Online child abuse is a unique form of child abuse also known as “Cyber Molestation” due to its virtual, distanced, and anonymous nature. Such abuse may not happen face-to-face, nor does it necessarily require physical contact. However, online abuse can result in negative face-to-face consequences in the form of statutory rape, forcible sexual assault, harassment, etc. In the United States, online child abuse is recognized as a form of child abuse by the National Society for the Prevention of Cruelty to Children.

Online abuse of children can occur through a variety of forms. Including, but not limited, to cyber-bullying, grooming, and sexual abuse. Such abuse requires the use of the World Wide Web or cellphones, increasing its significance in an increasingly technological world. The perpetrator of such online abuse may be a stranger or someone who is previously known by the victim.
A report by the Data & Society Research Institute and the Center for Innovative Public Health Research showed that 72% of U.S. Internet users have witnessed some form of online harassment or abuse, while 47% have personally experienced it. This study found no distinction between genders with respect to harassment, but deduced that women were at risk for a wider variety of online abuse.

Governments across the world have acknowledged the importance of recognizing and combating online abuse of children. In the United States this effort is led by the Internet Crimes Against Children Task Force. This task force consists of 61 individual task forces engaging with 4,500 federal, state, and local law-enforcement agencies all with the goal of combating online abuse of children.

Cyber-bullying 

Cyber-bullying, or Internet bullying, occurs when an individual or group electronically distributes negative, false, or otherwise harmful content about an individual or group using personal or private information that causes humiliation or distress to that individual. Cyber-bullying can happen through the use of any device that is able to connect to the Internet (desktop, mobile devices, gaming devices, etc.) of cellphones and does not require the perpetrator to be in the same vicinity of the victim.
Cyber-bullying is especially prevalent among children as an extension of bullying within schools. A Canadian research study found that children who were victims of cyber-bullying and also bullied in school were more likely to bully others over cyberspace.

Prevalence 

Studies show a rising trend in online bullying.
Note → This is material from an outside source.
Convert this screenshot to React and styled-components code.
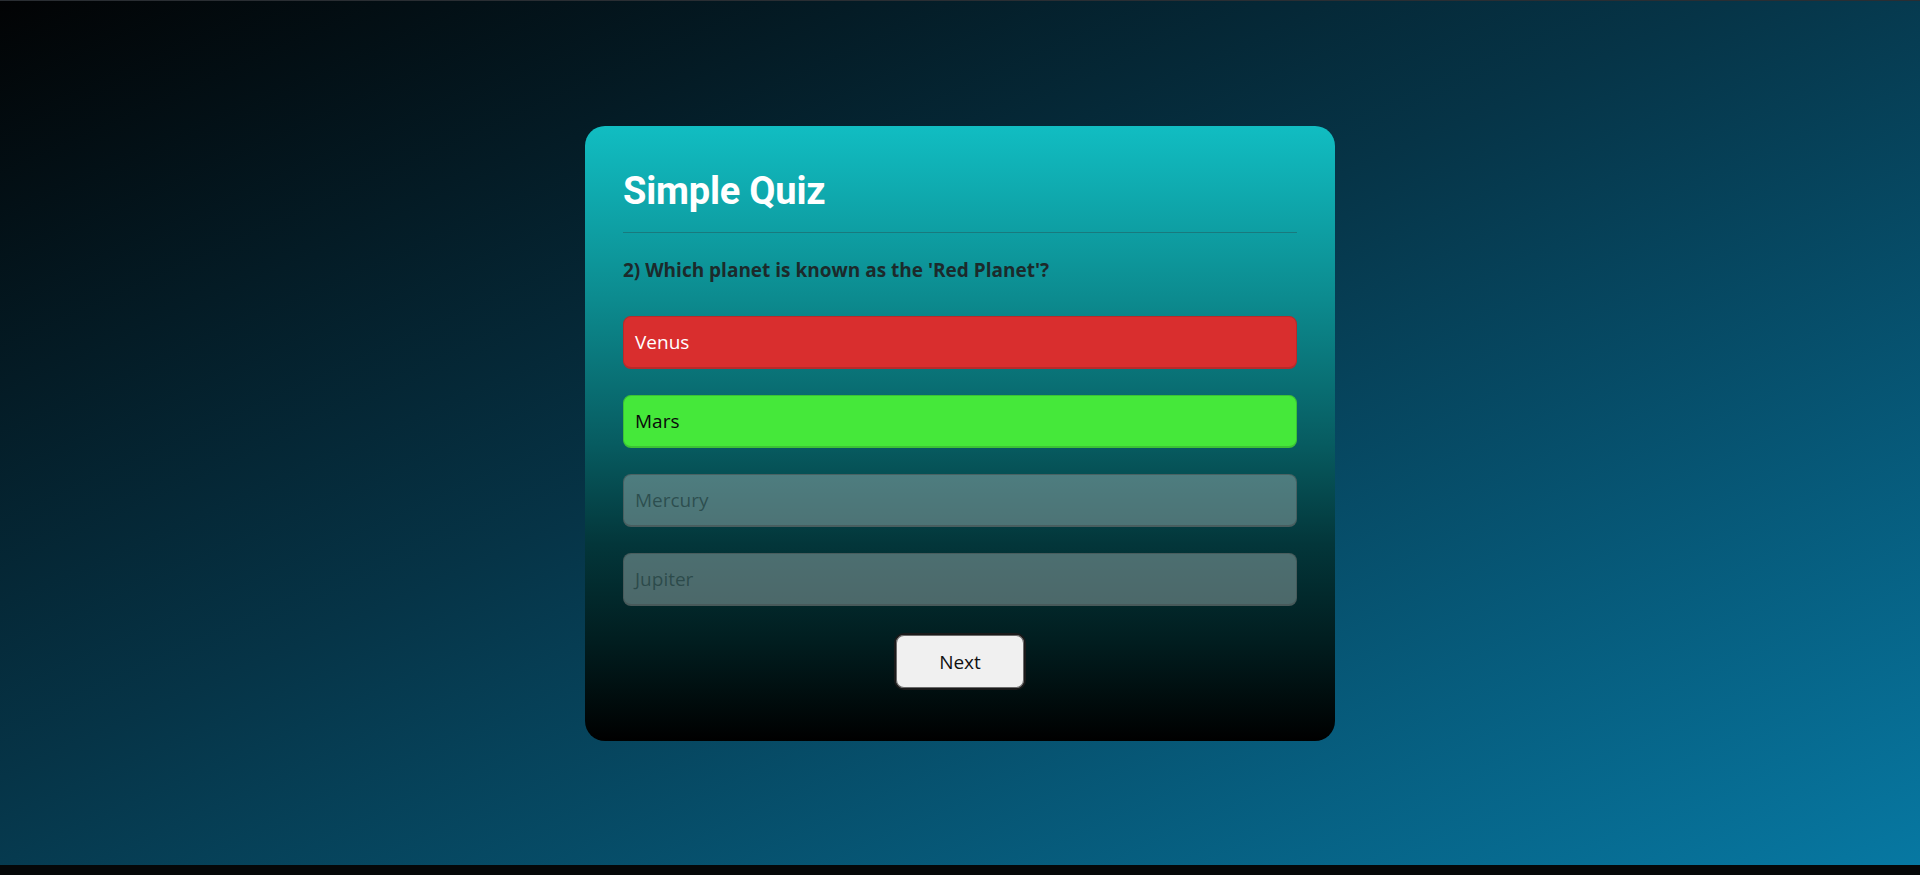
import { createGlobalStyle, styled } from 'styled-components';

const GlobalStyle = createGlobalStyle`
  * {
    box-sizing: border-box;
  }
  html, body {
    margin: 0;
    padding: 0;
    background: #050708;
  }
  body {
    font-family: 'Open Sans', 'Noto Sans', sans-serif;
  }
`;

const Page = styled.main`
  min-height: 865px;
  border-top: 1px solid #2a2e33;
  background: linear-gradient(to bottom right, #020304 0%, #063447 45%, #0778a2 100%);
  display: flex;
  justify-content: center;
  align-items: flex-start;
  padding-top: 125px;
`;

const Card = styled.section`
  width: 750px;
  height: 615px;
  padding: 38px 38px 0;
  border-radius: 20px;
  background: linear-gradient(
    180deg,
    #11bdc2 0%,
    #0c8b8f 28%,
    #075b60 52%,
    #03363a 68%,
    #011d1f 84%,
    #000 100%
  );
`;

const Title = styled.h1`
  margin: 0;
  padding: 6px 0 20px;
  font-family: Roboto, 'Liberation Sans', sans-serif;
  font-weight: 700;
  font-size: 38px;
  letter-spacing: -0.2px;
  line-height: 42px;
  color: #fff;
  border-bottom: 1px solid #197a7e;
`;

const Question = styled.h2`
  margin: 24px 0 33px;
  font-size: 19px;
  font-weight: 700;
  line-height: 26px;
  color: #1c2a2b;
`;

const Options = styled.div`
  display: flex;
  flex-direction: column;
  gap: 26px;
`;

const tones = {
  wrong: { bg: '#d92e2e', color: '#fff', border: '#b82a2a' },
  right: { bg: '#45e83a', color: '#0a0a0a', border: '#3cc234' },
  idle: { bg: 'rgba(150, 170, 170, 0.5)', color: 'rgba(30, 60, 60, 0.7)', border: 'rgba(70, 80, 80, 0.6)' },
};

const Option = styled.button`
  height: 53px;
  width: 100%;
  padding: 0 11px;
  text-align: left;
  font-family: 'Open Sans', 'Noto Sans', sans-serif;
  font-size: 19px;
  border-radius: 8px;
  border: 1px solid ${(p) => tones[p.$tone].border};
  border-bottom-width: 2px;
  background: ${(p) => tones[p.$tone].bg};
  color: ${(p) => tones[p.$tone].color};
  cursor: pointer;
  &:disabled {
    cursor: default;
  }
`;

const Footer = styled.div`
  display: flex;
  justify-content: center;
  margin-top: 27px;
`;

const NextButton = styled.button`
  width: 132px;
  height: 57px;
  border-radius: 10px;
  border: 2px solid #1a1a1a;
  background: #f0f0f0;
  font-family: 'Open Sans', 'Noto Sans', sans-serif;
  font-size: 19px;
  color: #111;
  box-shadow: 0 0 0 1px #6a6a6a inset;
  cursor: pointer;
`;

const answers = [
  { text: 'Venus', tone: 'wrong' },
  { text: 'Mars', tone: 'right' },
  { text: 'Mercury', tone: 'idle' },
  { text: 'Jupiter', tone: 'idle' },
];

export default function App() {
  return (
    <>
      <GlobalStyle />
      <Page>
        <Card>
          <Title>Simple Quiz</Title>
          <Question>2) Which planet is known as the 'Red Planet'?</Question>
          <Options>
            {answers.map((a) => (
              <Option key={a.text} $tone={a.tone} disabled={a.tone === 'idle'}>
                {a.text}
              </Option>
            ))}
          </Options>
          <Footer>
            <NextButton>Next</NextButton>
          </Footer>
        </Card>
      </Page>
    </>
  );
}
Although it remains the least-reported form of bullying it is relatively hidden and believed to be under-reported. Because victims often cannot evade cyber-bullies, they may harbor feelings of guilt, incompetence or despair. Upwards of 37% of victims of cyber-bullying do not report their abuse. According to statistics of cyber-bullying from the i-SAFE Foundation, more than 50% of adolescents have been the victims of cyber-bullying, where one-third of them have been threatened online. A roughly equal number admit to having engaged in perpetrating cyber-bullying themselves. Of the victims that reported their abuse, 25% reported repeated cyber-bullying. The Harford County Examiner reported that far more than 50% of child victims hid the issue from their parents when it occurred. The same examination reported that 1 in 10 youths had damaging photos taken of themselves without their permission, and that girls are more likely to be involved with cyber-bullying than boys, both as bullies and as victims. Different social groups and ages tend to receive differing amounts of unwanted negative feedback. For example, a reported 55.2% of young LGBTQ community members have been victims of cyber-bullying. Another trend shows that school-aged children are more likely to be victims of online abuse.

Variation 

A study in 2011 found three primary reasons for targeting others over the Internet: informal social control, dominance, and entertainment. Informal social control is applying pressure to change another person's behavior. Dominance refers to the attempt(s) of hurting someone, humiliating someone, or gaining access to their personal information (secrets, explicit photos, etc.). Entertainment refers to what is commonly known as trolling: purposefully humiliating, annoying, or bothering someone for the purpose of eliciting an emotional response for the bully's enjoyment. Perpetrators of trolling are called trolls, which are a subset of cyberbullies.

Effects 

Cyber-bullying is very common among children and young adults that are ten to eighteen years old. Victims of cyber-bullying, often feel negative about themselves after being bullied. It is also common for cyber-bullying to have negative effects on cyber victims' social well-being because it has a negative impact on their self-esteem. Another consequence of cyber-bullying is that a cyber victim may fear for their own safety. Further research conducted by Patchin & Hinduja (2010) found that those involved with cyber-bullying, as perpetrators, victims, or both, have significantly lower self-esteem than those who have little to no exposure to cyber-bullying. Kowalski & Limber (2013) also found that bullies and victims had the most negative scores on most measures of psychological health, physical, health, and academic performance.

Laws

United States
In the United States, parents are encouraged to monitor their children's online activity and deal with cyber-bullying appropriately. If cyber-bullying involves sexual content or sexting, however, the cyberbully and their parents can also be subject to legal consequences, including being registered as sexual offenders. Cyber-bullying that does not involve explicit sexual content can be more difficult to prosecute because there are no federal laws directly protecting children from direct forms of cyber-bullying. Cases of cyber-bullying are difficult to pursue in the United States due to infringement on First Amendment rights (i.e.: freedom of speech).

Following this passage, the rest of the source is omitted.